Mediation is Different From Arbitration
Enter a new animal: “binding mediation.” Just what is this form of ADR? According to the recent decision in Lindsay v. Lewandowski (May 30, 2006), it is a term unknown to the law, and not subject to judicial enforcement.
Presiding Justice David G. Sills was eloquent in his concurrence, which is set out at length below. His thoughts ring true, and should be considered both by attorneys and their clients.
Says Justice Sills, “I fully concur in the lead opinion but write separately because the term ‘binding mediation’ is relatively new in the legal lexicon and because it is a deceptive and misleading term . . .
“I also write separately to more clearly register the oxymoronic character of the concept of ‘binding mediation.’ As lawyers we should use precise language – that is our tradition. A fuzz PR phrase like ‘binding mediation’ is not worthy of us . . .
“A private decision maker with ‘binding’ power is called an arbitrator. A private decision maker who simply tries to have parties come to some voluntary agreement is a mediator.
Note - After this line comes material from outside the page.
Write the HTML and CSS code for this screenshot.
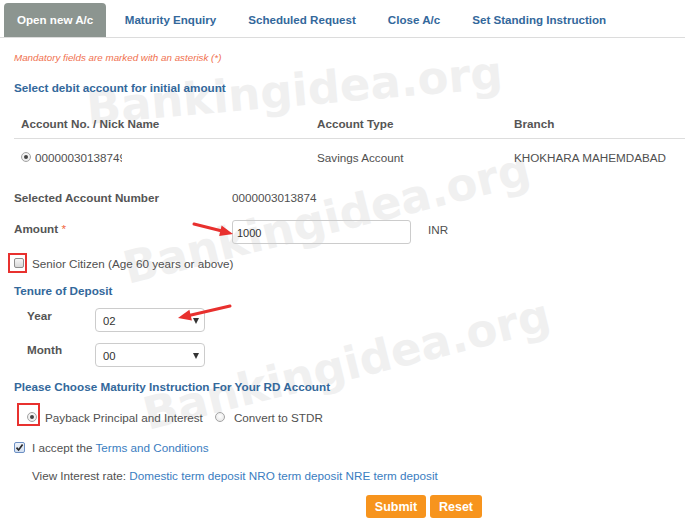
FILE: index.html
```html
<!DOCTYPE html>
<html>
<head>
<meta charset="utf-8">
<title>Open new A/c</title>
<link rel="stylesheet" href="styles.css">
</head>
<body>
<div class="watermarks" aria-hidden="true">
  <svg width="685" height="520" viewBox="0 0 685 520">
    <text x="88" y="124" transform="rotate(-5 88 124)">Bankingidea.org</text>
    <text x="128" y="284" transform="rotate(-14 128 284)">Bankingidea.org</text>
    <text x="148" y="430" transform="rotate(-14 148 430)">Bankingidea.org</text>
  </svg>
</div>

<nav class="tabs">
  <span class="tab active">Open new A/c</span>
  <span class="tab">Maturity Enquiry</span>
  <span class="tab">Scheduled Request</span>
  <span class="tab">Close A/c</span>
  <span class="tab">Set Standing Instruction</span>
</nav>

<main class="content">
  <p class="note">Mandatory fields are marked with an asterisk (*)</p>
  <h2 class="section sec-debit">Select debit account for initial amount</h2>

  <div class="acct-table">
    <div class="th">Account No. / Nick Name</div>
    <div class="th">Account Type</div>
    <div class="th">Branch</div>
    <div class="td"><span class="radio on"></span><span class="clip">00000030138749</span></div>
    <div class="td">Savings Account</div>
    <div class="td">KHOKHARA MAHEMDABAD</div>
  </div>

  <div class="field row-selected">
    <span class="label">Selected Account Number</span>
    <span class="value">0000003013874</span>
  </div>

  <div class="field row-amount">
    <span class="label">Amount <span class="req">*</span></span>
    <span class="input">1000</span>
    <span class="unit">INR</span>
  </div>

  <div class="field row-senior">
    <span class="hl hl-check"><span class="checkbox"></span></span>
    <span class="opt-label">Senior Citizen (Age 60 years or above)</span>
  </div>

  <h2 class="section sec-tenure">Tenure of Deposit</h2>

  <div class="field select-row row-year">
    <span class="sel-label">Year</span>
    <span class="select"><span>02</span><span class="caret"></span></span>
  </div>
  <div class="field select-row row-month">
    <span class="sel-label">Month</span>
    <span class="select"><span>00</span><span class="caret"></span></span>
  </div>

  <h2 class="section sec-maturity">Please Choose Maturity Instruction For Your RD Account</h2>

  <div class="field row-radio">
    <span class="hl hl-radio"><span class="radio on"></span></span>
    <span class="opt-label">Payback Principal and Interest</span>
    <span class="radio second"></span>
    <span class="opt-label wide">Convert to STDR</span>
  </div>

  <div class="field row-accept">
    <span class="checkbox checked">
      <svg width="9" height="9" viewBox="0 0 9 9"><path d="M1.5 4.6 L3.6 7 L7.6 1.6" fill="none" stroke="#2b2b2b" stroke-width="1.7"/></svg>
    </span>
    <span class="accept-text">I accept the <a class="link">Terms and Conditions</a></span>
  </div>

  <div class="row-view">
    View Interest rate: <a class="link">Domestic term deposit</a> <a class="link">NRO term deposit</a> <a class="link">NRE term deposit</a>
  </div>

  <div class="buttons">
    <button class="btn btn-submit">Submit</button>
    <button class="btn btn-reset">Reset</button>
  </div>
</main>

<div class="annotations" aria-hidden="true">
  <svg width="685" height="520" viewBox="0 0 685 520">
    <line x1="194" y1="224" x2="222" y2="231" stroke="#e8302e" stroke-width="3" stroke-linecap="round"/>
    <polygon points="233,234 221.6,225.6 219.2,236" fill="#e8302e"/>
    <line x1="230" y1="306" x2="189" y2="315.5" stroke="#e8302e" stroke-width="3" stroke-linecap="round"/>
    <polygon points="178,318 189.4,309.8 191.9,320.4" fill="#e8302e"/>
  </svg>
</div>
</body>
</html>
```

FILE: styles.css
```css
html {
  background: #fff;
}
body {
  margin: 0;
  width: 685px;
  height: 520px;
  overflow: hidden;
  font-family: "Liberation Sans", Arial, sans-serif;
  font-size: 11.7px;
  color: #505050;
}

.watermarks {
  position: absolute;
  left: 0;
  top: 0;
  z-index: -1;
}
.watermarks text {
  font-family: "DejaVu Sans", Verdana, sans-serif;
  font-weight: bold;
  font-size: 45px;
  fill: #f0f0f0;
}

.annotations {
  position: absolute;
  left: 0;
  top: 0;
  pointer-events: none;
}

/* Tabs */
.tabs {
  display: flex;
  height: 34px;
  padding: 3px 0 0 4px;
  border-bottom: 1px solid #dcdcdc;
}
.tab {
  padding: 0 14.5px;
  margin-right: 3px;
  line-height: 34px;
  font-size: 11.6px;
  font-weight: bold;
  color: #33689b;
  white-space: nowrap;
}
.tab.active {
  padding: 0 13px;
  margin-right: 4px;
  background: #8c9590;
  color: #fff;
  border-radius: 4px 4px 0 0;
}

/* Content */
.content {
  padding-left: 14px;
}
.note {
  margin: 10px 0 0;
  height: 20px;
  line-height: 20px;
  font-size: 9.8px;
  font-style: italic;
  color: #f0704e;
}
.section {
  margin: 10px 0 0;
  height: 20px;
  line-height: 20px;
  font-size: 11.7px;
  font-weight: bold;
  color: #33689b;
}
.sec-tenure { margin-top: 8px; }
.sec-maturity { margin-top: 10px; }

.acct-table {
  display: grid;
  grid-template-columns: 296px 197px 1fr;
  margin-top: 13px;
}
.th {
  height: 27px;
  line-height: 26px;
  padding-left: 7px;
  border-bottom: 1px solid #dddddd;
  font-weight: bold;
  color: #555;
}
.td {
  height: 36px;
  display: flex;
  align-items: center;
  padding-left: 7px;
  white-space: nowrap;
}
.clip {
  display: inline-block;
  width: 87px;
  margin-left: 4px;
  overflow: hidden;
  white-space: nowrap;
}

.field {
  display: flex;
  align-items: center;
}
.label {
  width: 218px;
  flex: none;
  font-weight: bold;
  color: #555;
}
.row-selected {
  margin-top: 12px;
  height: 20px;
}
.row-amount {
  margin-top: 13px;
  height: 24px;
  align-items: flex-start;
}
.row-amount .label {
  line-height: 18px;
}
.req {
  color: #f0643c;
  font-weight: normal;
}
.input {
  width: 179px;
  height: 24px;
  box-sizing: border-box;
  padding: 1px 0 0 4px;
  border: 1px solid #cccccc;
  border-radius: 3px;
  line-height: 22px;
  font-size: 11px;
  color: #333;
}
.unit {
  margin-left: 17px;
  line-height: 20px;
}

.row-senior {
  margin-top: 9px;
  height: 20px;
}
.hl {
  display: flex;
  align-items: center;
  box-sizing: border-box;
  border: 2px solid #e8312f;
  flex: none;
}
.hl-check {
  width: 19px;
  height: 20px;
  margin-left: -6px;
  padding-left: 4px;
}
.opt-label {
  margin-left: 5px;
  white-space: nowrap;
}
.opt-label.wide {
  margin-left: 9px;
}

.checkbox {
  display: inline-flex;
  align-items: center;
  justify-content: center;
  width: 10px;
  height: 10px;
  box-sizing: border-box;
  border: 1px solid #8e8e8e;
  border-radius: 2px;
  background: linear-gradient(#f6f6f6, #d8d8d8);
  flex: none;
}
.checkbox.checked {
  width: 11px;
  height: 11px;
  border-color: #6d90c4;
  background: linear-gradient(#eef3fa, #d3e0f1);
}
.checkbox svg {
  display: block;
}

.radio {
  display: inline-flex;
  align-items: center;
  justify-content: center;
  width: 10px;
  height: 10px;
  box-sizing: border-box;
  border: 1px solid #a4a4a4;
  border-radius: 50%;
  background: radial-gradient(circle at 50% 40%, #ffffff, #e2e2e2);
  flex: none;
}
.radio.on::after {
  content: "";
  width: 4px;
  height: 4px;
  border-radius: 50%;
  background: #444;
}
.radio.second {
  margin-left: 12px;
}

.select-row {
  height: 24px;
  padding-left: 13px;
  align-items: flex-start;
}
.row-year { margin-top: 7px; }
.row-month { margin-top: 11px; }
.sel-label {
  width: 68px;
  flex: none;
  line-height: 16px;
  font-weight: bold;
  color: #555;
}
.row-month .sel-label {
  line-height: 14px;
}
.select {
  width: 110px;
  height: 24px;
  box-sizing: border-box;
  display: flex;
  justify-content: space-between;
  align-items: center;
  padding: 2px 5px 0 7px;
  border: 1px solid #cccccc;
  border-radius: 4px;
  font-size: 11.3px;
  color: #333;
}
.caret {
  width: 0;
  height: 0;
  border-left: 3.5px solid transparent;
  border-right: 3.5px solid transparent;
  border-top: 6px solid #333;
}

.row-radio {
  margin-top: 6px;
  height: 28px;
}
.hl-radio {
  align-self: flex-start;
  width: 23px;
  height: 23px;
  margin-left: 3px;
  padding: 5px 0 0 8px;
}

.row-accept {
  margin-top: 6px;
  height: 20px;
}
.accept-text {
  margin-left: 7px;
}
.link {
  color: #3a7dbf;
  text-decoration: none;
}
.row-view {
  margin-top: 9px;
  height: 20px;
  line-height: 20px;
  padding-left: 18px;
  white-space: nowrap;
}

.buttons {
  display: flex;
  gap: 4px;
  margin-top: 9px;
  padding-left: 352px;
}
.btn {
  height: 23px;
  padding: 0;
  border: none;
  border-radius: 3px;
  background: #f7941d;
  color: #fff;
  font-family: "Liberation Sans", Arial, sans-serif;
  font-size: 12.5px;
  font-weight: bold;
  text-align: center;
}
.btn-submit { width: 60px; }
.btn-reset { width: 52px; }
```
A mediator with binding power is an arbitrator, not a mediator . . .
“I can think of nothing more self-contradictory than ‘binding mediation.’ Mediation is by definition a voluntary process which achieves a voluntary result, and is meaningful in distinction to ‘arbitration’ in its very voluntariness. Or, to put it with more bite – mediation is distinctive from arbitration in its inherent lack of consequences. You go to mediation, you like it, you don't, you settle, you don't, no big deal . . .
ADR is All About “Private Judging”
“Unfortunately, the term ‘binding mediation’ has come into existence because the Madison Avenue and MBA types have taken over what we once called ‘private judging.’ Now we call it ‘alternative dispute resolution’ because that is a softer and gentler term and implies that the parties will have their disputes resolved in a way that is mutually satisfactory; not that they will receive a decision from a judge which one of the parties will not like.
“‘Private judging’ implies a quasi trial process with all of the tension of a courtroom and the acrimony of litigation. Although, ‘alternative dispute resolution’ is virtually the same thing, it sounds softer. Likewise, ‘settlement conference’ is also a forbidden term. The public relations people like ‘mediation’ because mediation implies that your matter or dispute will be resolved to your satisfaction.
“The term ‘settlement conference’ sounds like a committee meeting where people get together and talk about a settlement, but nothing might happen. That of course is unacceptable after the parties have spent a lot of money to schedule the meeting. Another term that the public relations people don't like is ‘arbitration,’ because arbitration implies that a decision will be made and not necessarily a decision one or both of the parties may like.
“Hence, ‘binding mediation’ has come into existence because it is kinder and gentler. But as this case demonstrates, it is half-baked arbitration.”